On Tue, Jan 18, 2011 at 2:27 AM, <[email protected]> wrote:

> On Mon, Jan 17, 2011 at 12:18 PM, Bruce Southey <[email protected]>
> wrote:
> >
> > Scipy release notes usually state the supported numpy version eg from
> > the current 0.8.0 release notes
> > "This release requires Python 2.4 - 2.6 and NumPy 1.4.1 or greater."
> > Consequently if you want to support different numpy versions, then you
> > will need to maintain your own branch with that type of patch. That can
> > get rather complex to maintain.
>
> I'm not doing the work of maintaining a scipy that conflicts with numpy.

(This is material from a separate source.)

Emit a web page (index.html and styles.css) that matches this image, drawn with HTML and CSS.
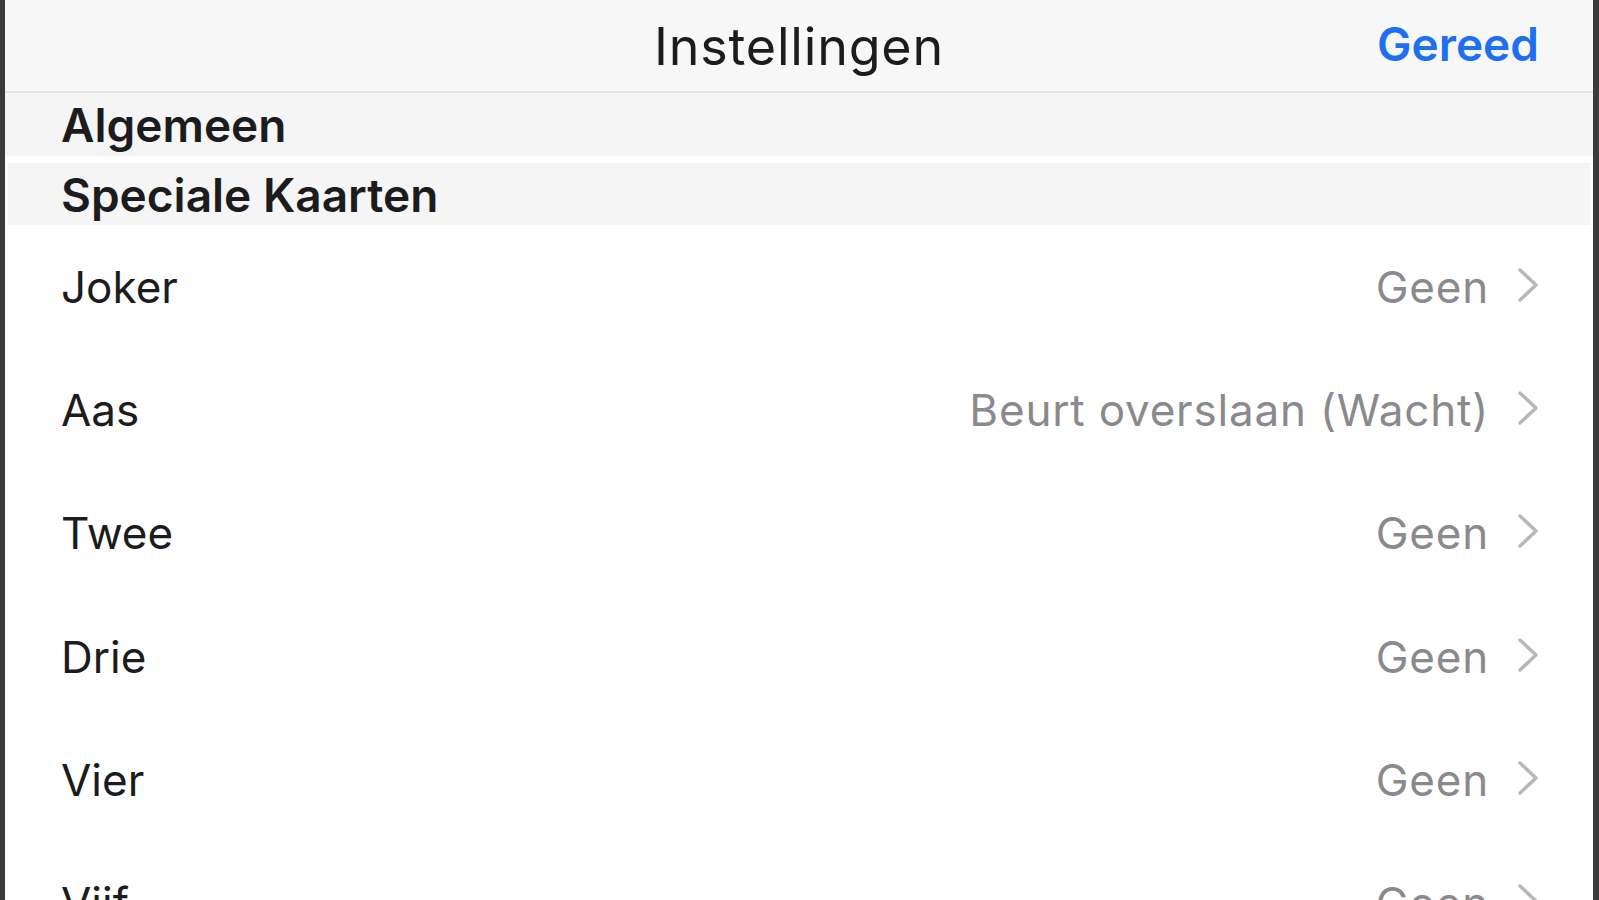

> But *if* we want to support users that run numpy 1.3 with scipy 0.7,
> then we need to use different arguments for calls into numpy and
> scipy for depreciated and changed function arguments.
>
> >
> > It would be better that you change the code calling numpy/scipy
> > functions rather than the functions themselves such as passing the
> > appropriate *args and **kwargs to the function.
> >
> > I would expect that a try/except block would be more general as well as
> > numpy.__version__ being a str.
>
> Comparing strings is not a good idea, but I couldn't find anymore the
> function that parses a version string.
>

There's parse_numpy_version in pavement.py. The relevant lines are:
  a = re.compile("^([0-9]+)\.([0-9]+)\.([0-9]+)")

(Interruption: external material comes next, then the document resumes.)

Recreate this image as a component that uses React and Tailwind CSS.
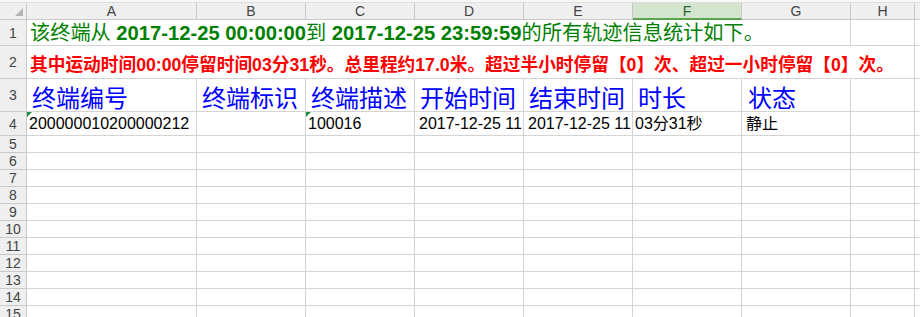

  return tuple([int(i) for i in a.match(out).groups()[:3]])



> As it might be obvious on the mailing list, I'm not a fan of frequent
> updates. With semi-annual releases, two versions only last a year.
>
> Maybe you don't like the deprecation policy, but how can frequent (if
semi-annual can be called frequent) releases be a bad thing? No one likes to
write code that doesn't get released for ages.